Senate Hearing on Swipe Fees and Labor Department Rule

Swipe Fee Legislation

ABMA heard this week that the Senate Judiciary Committee will likely hold a hearing in February on legislation (S. 1838) that would address the current Visa-Mastercard duopoly in the credit card market. Specifically, the bill would address swipe fees averaging over 2% of the transactions that banks and card networks, like Visa and Mastercard, charge merchants to process credit card transactions. Credit and debit card swipe fees have doubled over the past decade, soaring by $22 billion in 2022 alone to a record $160.7 billion. The fees are most merchants’ highest operating cost after labor, driving up consumer prices by an estimated $1,024 a year. Swipe fees for credit cards alone totaled $126.4 billion in 2022, up 20 percent from 2021.

According to Senator Roger Marshall—the Republican lead on the legislation in the Senate—a decision on witnesses has not yet been made but will likely feature convenience stores. We will continue to monitor developments on this bill closely.

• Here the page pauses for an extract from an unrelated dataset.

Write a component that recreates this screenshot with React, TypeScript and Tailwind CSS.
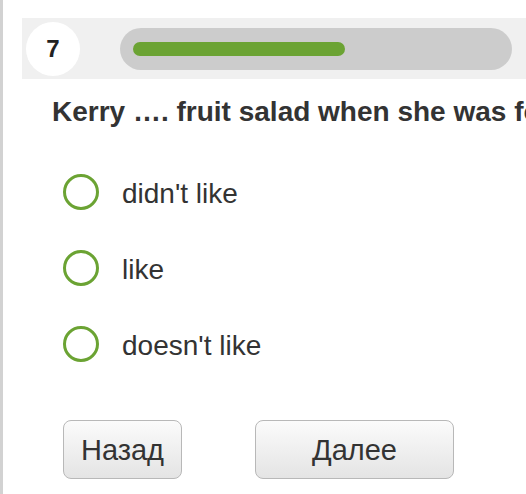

Independent Contractor Rule

The Department of Labor (DOL) released a rule on Wednesday that will force companies to reclassify potentially millions of workers as “employees” who are currently engaged as contractors. Specifically, the DOL rule will require that workers be considered employees rather than contractors when they are ‘economically dependent’ on a company,” The new rule—which is set to take effect March 11—replaces one established by the previous administration, which had a much broader definition of what constituted contract labor.  

In determining a worker’s status, DOL will weigh six factors, including a worker’s opportunity for profit or loss, the degree of control wielded by a company over a worker and whether the work is an integral part of the company’s business.  

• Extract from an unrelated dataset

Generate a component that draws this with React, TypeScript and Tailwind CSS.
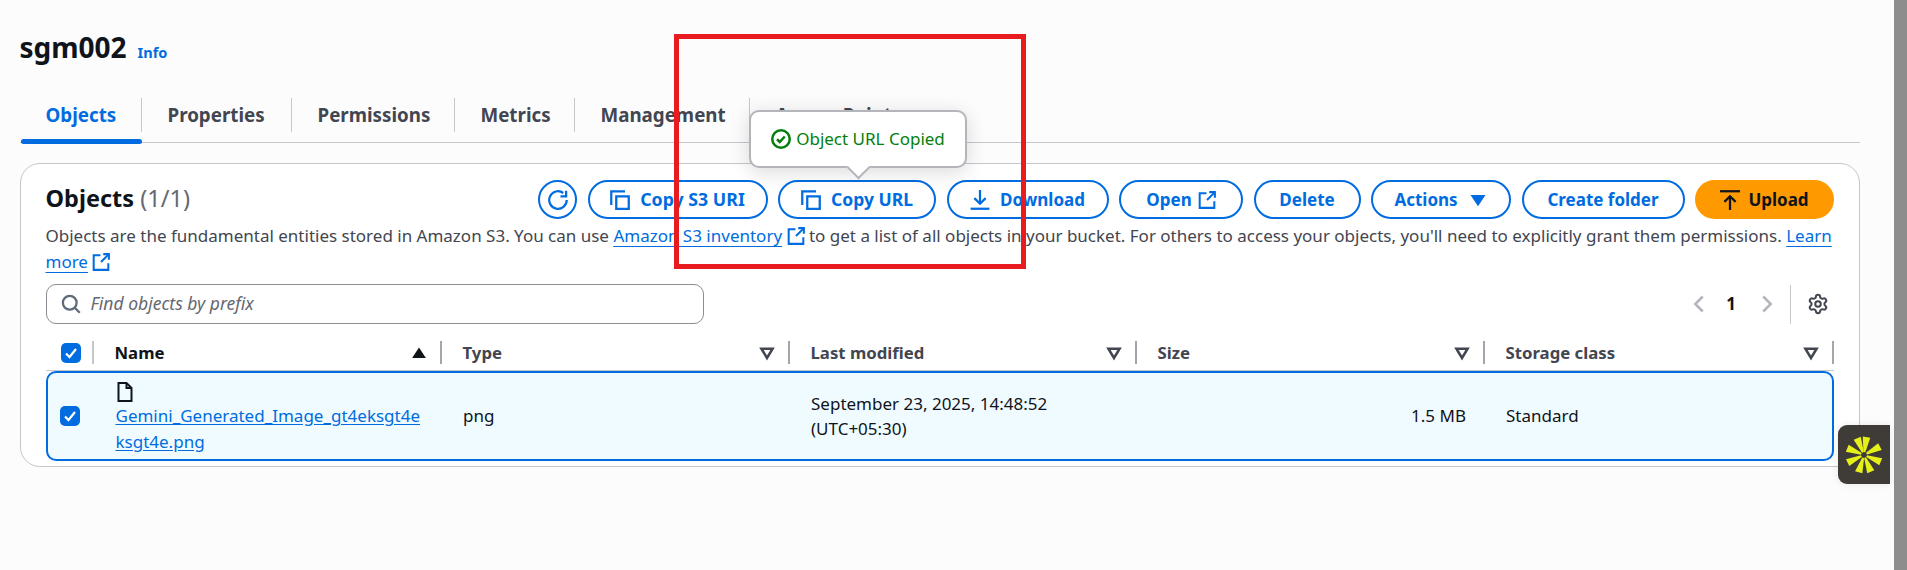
import { type FC, type ReactNode } from 'react';
import { Settings } from 'lucide-react';

const IconBase: FC<{ children: ReactNode; className?: string }> = ({ children, className }) => (
  <svg viewBox="0 0 16 16" fill="none" stroke="currentColor" strokeWidth="1.8" className={`w-5 h-5 shrink-0 ${className ?? ''}`}>
    {children}
  </svg>
);

const IconCopy = () => (
  <IconBase>
    <path d="M5 5h10v10H5z" />
    <path d="M1 12V1h11" />
  </IconBase>
);

const IconRefresh = () => (
  <IconBase>
    <path d="M15 8a7 7 0 1 1-2.8-5.6" />
    <path d="M14.5 0.5v4.5H10" />
  </IconBase>
);

const IconDownload = () => (
  <IconBase>
    <path d="M8 0v11" />
    <path d="M3.5 6.5L8 11l4.5-4.5" />
    <path d="M0.5 15h15" />
  </IconBase>
);

const IconUpload = () => (
  <IconBase>
    <path d="M0 1h16" />
    <path d="M8 16V5" />
    <path d="M3.5 9.5L8 5l4.5 4.5" />
  </IconBase>
);

const IconExternal = () => (
  <IconBase className="!w-[18px] !h-[18px]">
    <path d="M14.5 9v6H1.5V2h6" />
    <path d="M10 1h5v5" />
    <path d="M15 1L8 8" />
  </IconBase>
);

const IconSearch = () => (
  <IconBase className="text-[#5f6b7a]">
    <circle cx="7" cy="7" r="5.5" />
    <path d="M11 11l4 4" />
  </IconBase>
);

const IconCheck: FC = () => (
  <svg viewBox="0 0 20 20" className="w-5 h-5 rounded-[5px] bg-[#006ce0]" fill="none" stroke="white" strokeWidth="2.2">
    <path d="M5 10.5l3.5 3.5 6.5-8" />
  </svg>
);

const FilterCaret: FC = () => (
  <svg viewBox="0 0 16 16" className="w-5 h-5 text-[#424650]" fill="none" stroke="currentColor" strokeWidth="2">
    <path d="M3.5 4.5h9L8 12z" />
  </svg>
);

const HeaderCell: FC<{ label: string; sorted?: boolean }> = ({ label, sorted }) => (
  <div className="flex items-center h-[23px] border-r-2 border-[#a4a4ad] pl-[21px] pr-[11px] justify-between text-[16.75px]">
    <span className={`font-bold ${sorted ? 'text-[#0f141a]' : 'text-[#424650]'}`}>{label}</span>
    {sorted ? (
      <svg viewBox="0 0 16 16" className="w-5 h-5 text-[#0f141a]" fill="currentColor">
        <path d="M8 3.5l5.5 8.5h-11z" />
      </svg>
    ) : (
      <FilterCaret />
    )}
  </div>
);

const ActionButton: FC<{ width: string; gap?: string; size?: string; children: ReactNode }> = ({ width, gap = 'gap-[10px]', size = 'text-[17px]', children }) => (
  <button className={`${width} ${gap} ${size} h-[39px] rounded-full border-2 border-[#006ce0] text-[#006ce0] font-bold flex items-center justify-center`}>
    {children}
  </button>
);

const Star: FC = () => (
  <svg viewBox="-20 -20 40 40" className="w-[38px] h-[38px]" fill="#e6f019">
    {[8, 62, 112, 158, 197, 245, 292, 338].map((a) => (
      <polygon key={a} points="-1,-3 1,-3 4,-19 -4,-19" transform={`rotate(${a})`} />
    ))}
  </svg>
);

export default function App() {
  return (
    <div className="relative flex h-[570px] w-full overflow-hidden bg-[#fcfcfc] text-[17px] leading-[25.5px] text-[#0f141a] font-['Noto_Sans',sans-serif]">
      <main className="flex-1 min-w-0 pl-[19.5px] pr-[34px] pt-[28px]">
        <div className="flex items-baseline gap-[11px] h-[41px]">
          <h1 className="text-[28px] leading-[38px] font-bold">sgm002</h1>
          <a className="text-[14.5px] font-bold text-[#006ce0]">Info</a>
        </div>

        <div className="mt-[29px] flex h-[45px] border-b border-[#c6c6cd] font-bold text-[18.75px] text-[#424650]">
          <div className="relative w-[122px] h-[45px]">
            <div className="h-[34px] flex items-center pl-[26px] border-r border-[#c6c6cd] text-[#006ce0]">Objects</div>
            <div className="absolute left-[1.5px] right-0 bottom-[-1px] h-[5px] rounded-full bg-[#006ce0]" />
          </div>
          <div className="w-[150px] h-[34px] flex items-center pl-[26px] border-r border-[#c6c6cd]">Properties</div>
          <div className="w-[163px] h-[34px] flex items-center pl-[26px] border-r border-[#c6c6cd]">Permissions</div>
          <div className="w-[120px] h-[34px] flex items-center pl-[26px] border-r border-[#c6c6cd]">Metrics</div>
          <div className="w-[175px] h-[34px] flex items-center pl-[26px] border-r border-[#c6c6cd]">Management</div>
          <div className="h-[34px] flex items-center pl-[26px]">Access Points</div>
        </div>

        <section className="mt-[20px] h-[304px] rounded-[20px] border border-[#c6c6cd] bg-white pl-[25px] pr-[25px] pt-[16px]">
          <div className="flex items-center justify-between h-[39px]">
            <h2 className="text-[23.5px] font-bold -mt-[2px]">
              Objects <span className="font-normal text-[#656871]">(1/1)</span>
            </h2>
            <div className="flex items-center gap-[10.5px]">
              <button className="w-[39px] h-[39px] rounded-full border-2 border-[#006ce0] text-[#006ce0] flex items-center justify-center">
                <IconRefresh />
              </button>
              <ActionButton width="w-[180px]" size="text-[17.75px]"><IconCopy />Copy S3 URI</ActionButton>
              <ActionButton width="w-[158px]" size="text-[17.5px]"><IconCopy />Copy URL</ActionButton>
              <ActionButton width="w-[162px]"><IconDownload />Download</ActionButton>
              <ActionButton width="w-[124px]" gap="gap-[6px]">Open<IconExternal /></ActionButton>
              <ActionButton width="w-[107px]">Delete</ActionButton>
              <ActionButton width="w-[140px]">
                Actions
                <svg viewBox="0 0 16 16" className="w-5 h-5" fill="currentColor"><path d="M2 4h12L8 13z" /></svg>
              </ActionButton>
              <ActionButton width="w-[163px]">Create folder</ActionButton>
              <button className="w-[139px] h-[39px] rounded-full bg-[#ff9900] font-bold flex items-center justify-center gap-[8px]">
                <IconUpload />Upload
              </button>
            </div>
          </div>

          <p className="mt-[4px] text-[#424650]">
            Objects are the fundamental entities stored in Amazon S3. You can use{' '}
            <a className="text-[#006ce0] underline underline-offset-4">Amazon S3 inventory</a>{' '}
            <span className="inline-block align-[-3px] text-[#006ce0]"><IconExternal /></span>{' '}
            to get a list of all objects in your bucket. For others to access your objects, you'll need to explicitly grant them permissions.{' '}
            <a className="text-[#006ce0] underline underline-offset-4">Learn</a>{' '}
            <a className="text-[#006ce0] underline underline-offset-4">more</a>{' '}
            <span className="inline-block align-[-3px] text-[#006ce0]"><IconExternal /></span>
          </p>

          <div className="mt-[10px] flex items-center justify-between h-[40px]">
            <div className="w-[658px] h-[40px] rounded-[10px] border-[1.5px] border-[#8c8c94] flex items-center gap-[10px] pl-[14px]">
              <IconSearch />
              <span className="italic text-[17.5px] text-[#656871]">Find objects by prefix</span>
            </div>
            <div className="flex items-center h-[39px] pr-[5px] text-[#0f141a]">
              <svg viewBox="0 0 16 16" className="w-5 h-5 text-[#b4b4bb] mr-[15px]" fill="none" stroke="currentColor" strokeWidth="2"><path d="M11 2L5 8l6 6" /></svg>
              <span className="font-bold w-[14px] text-center">1</span>
              <svg viewBox="0 0 16 16" className="w-5 h-5 text-[#b4b4bb] ml-[19px] mr-[13px]" fill="none" stroke="currentColor" strokeWidth="2"><path d="M5 2l6 6-6 6" /></svg>
              <div className="h-[39px] border-l border-[#c6c6cd] pl-[16px] flex items-center text-[#424650]">
                <Settings size={22} strokeWidth={2.2} />
              </div>
            </div>
          </div>

          <div className="mt-[17px] h-[30px] grid grid-cols-[48px_348px_348px_347px_348px_349px] border-b border-[#c6c6cd] pb-[6px]">
            <div className="flex items-center h-[23px] pl-[15px] border-r-2 border-[#c6c6cd]"><IconCheck /></div>
            <HeaderCell label="Name" sorted />
            <HeaderCell label="Type" />
            <HeaderCell label="Last modified" />
            <HeaderCell label="Size" />
            <HeaderCell label="Storage class" />
          </div>

          <div className="h-[90px] rounded-[10px] border-[2.5px] border-[#006ce0] bg-[#f0fbff] grid grid-cols-[45.5px_348px_348px_347px_348px_346.5px] items-center">
            <div className="pl-[12.5px]"><IconCheck /></div>
            <div className="pl-[22.5px] pt-[4px]">
              <svg viewBox="0 0 16 20" className="w-[17px] h-[20px] mb-[1px] text-[#0f141a]" fill="none" stroke="currentColor" strokeWidth="2">
                <path d="M2 1h8l5 5v13H2z" />
                <path d="M10 1v5h5" />
              </svg>
              <a className="block w-[308px] break-all text-[#006ce0] underline underline-offset-2">Gemini_Generated_Image_gt4eksgt4eksgt4e.png</a>
            </div>
            <div className="pl-[22px]">png</div>
            <div className="pl-[22px]">September 23, 2025, 14:48:52<br />(UTC+05:30)</div>
            <div className="text-right pr-[18px]">1.5 MB</div>
            <div className="pl-[22px]">Standard</div>
          </div>
        </section>
      </main>
      <div className="w-[13px] bg-[#8d8d8d] shrink-0" />

      {/* toast over the Copy URL button */}
      <div className="absolute left-[749px] top-[110px] w-[218px] h-[58px] rounded-[10px] border-2 border-[#b4b4bb] bg-white shadow-[0_4px_20px_rgba(0,0,0,0.15)] flex items-center justify-center gap-[5px] text-[#037f0c]">
        <svg viewBox="0 0 16 16" className="w-5 h-5" fill="none" stroke="currentColor" strokeWidth="2">
          <circle cx="8" cy="8" r="7" />
          <path d="M4.8 8.2l2.2 2.2 4-4.4" />
        </svg>
        Object URL Copied
        <div className="absolute left-[99px] bottom-[-10px] w-[17px] h-[17px] rotate-45 bg-white border-r-2 border-b-2 border-[#b4b4bb]" />
      </div>

      {/* red annotation box */}
      <div className="absolute left-[674px] top-[34px] w-[352px] h-[235px] border-[5px] border-[#e81c1f]" />

      {/* floating widget */}
      <div className="absolute left-[1838px] top-[425px] w-[52px] h-[59px] rounded-l-[9px] bg-[#3f3b37] flex items-center justify-center shadow-[0_0_8px_rgba(0,0,0,0.08)]">
        <Star />
      </div>
    </div>
  );
}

Sectors like trucking that rely heavily on the independent contractor model will be particularly affected by this action. Chris Spear, CEO of the American Trucking Association issued this media release in which he lambasted the action—

“I can think of nothing more un-American than for the government to extinguish the freedom of individuals to choose work arrangements that suit their needs and fulfill their ambitions. More than 350,000 truckers choose to work as independent contractors because of the economic opportunity it creates and the flexibility it provides, enabling them to run their own business and choose their own hours and routes. That freedom of choice has been an enormous source of empowerment for women, minorities, and immigrants pursuing the American Dream. 

“The trucking industry has used independent contractors since the inception of interstate trucking, and court decisions over the last 90 years have continually reaffirmed the legitimate role ICs play in the economy. It’s unfortunate that the Administration has chosen to replace a clear and straightforward standard with a tangled mess that weakens our supply chain and undermines the livelihoods of hundreds of thousands of truckers across the country.”

Chris Spear, CEO of the American Trucking Association

ATA has vowed to appeal to Congress to overturn the rule, but it is unclear what action Congress could actually take that would be timely and feasible. Again, ABMA will remain close to the action.